Murray Bookchin was not only one of the most significant and influential environmental philosophers of the twentieth century–he was also one of the most prescient. From industrial agriculture to nuclear radiation, Bookchin has been at the forefront of every major ecological issue since the very beginning, often proposing a solution before most people even recognized there was a problem.
Ecology or Catastrophe: The Life of Murray Bookchin is the first biography of this groundbreaking environmental and political thinker. Author and TRISE member Janet Biehl worked as his collaborator and copy-editor for 19 years, editing his every word. Thanks to her extensive personal history with Bookchin as well as her access to his papers and archival research, Ecology or Catastrophe offers unique insight into his personal and professional life. Founder of the social ecology movement, Bookchin first started raising environmental issues in 1952. He foresaw global warming in the 1960s and even then argued that we should look into renewable energy sources as an alternative to fossil fuels.

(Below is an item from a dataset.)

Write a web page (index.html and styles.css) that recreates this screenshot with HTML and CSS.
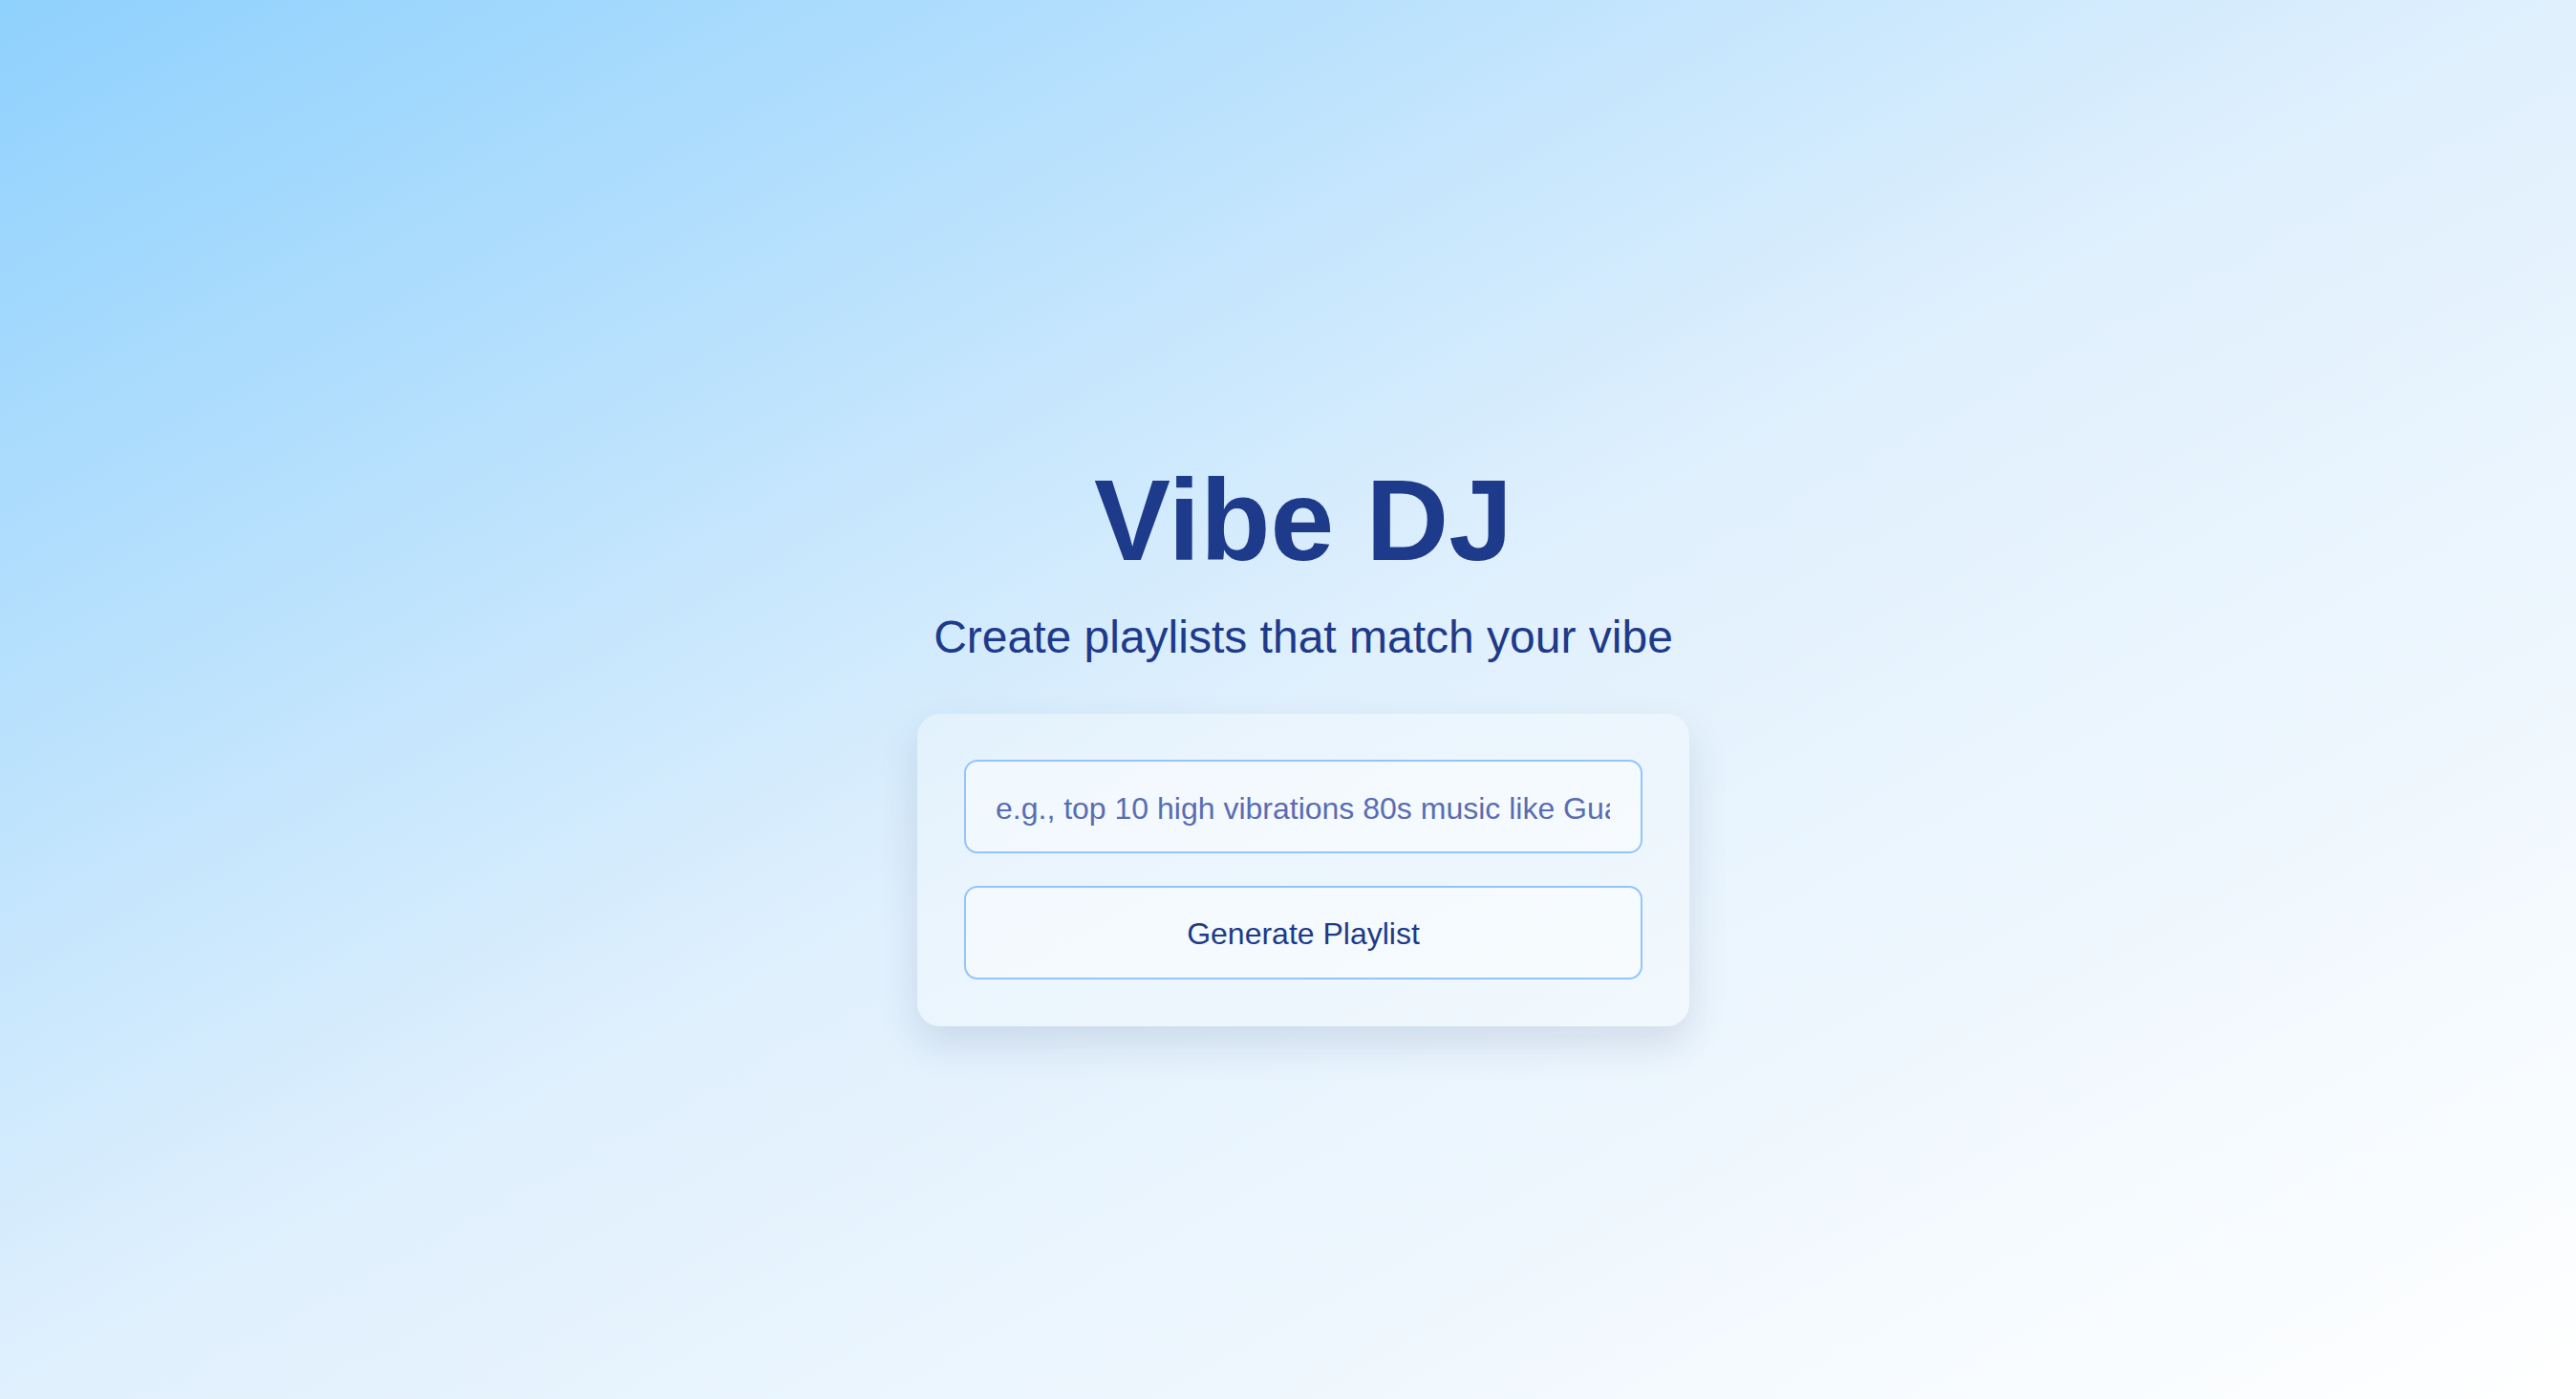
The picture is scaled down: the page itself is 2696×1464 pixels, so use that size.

Wary of pesticides and other chemicals used in industrial agriculture, he was also an early advocate of small-scale organic farming, which has developed into the present locavore movement and the revival of organic markets. Even Occupy can trace the origins of its leaderless structure and general assemblies to the non-hierarchical organizational form Bookchin developed as a libertarian socialist.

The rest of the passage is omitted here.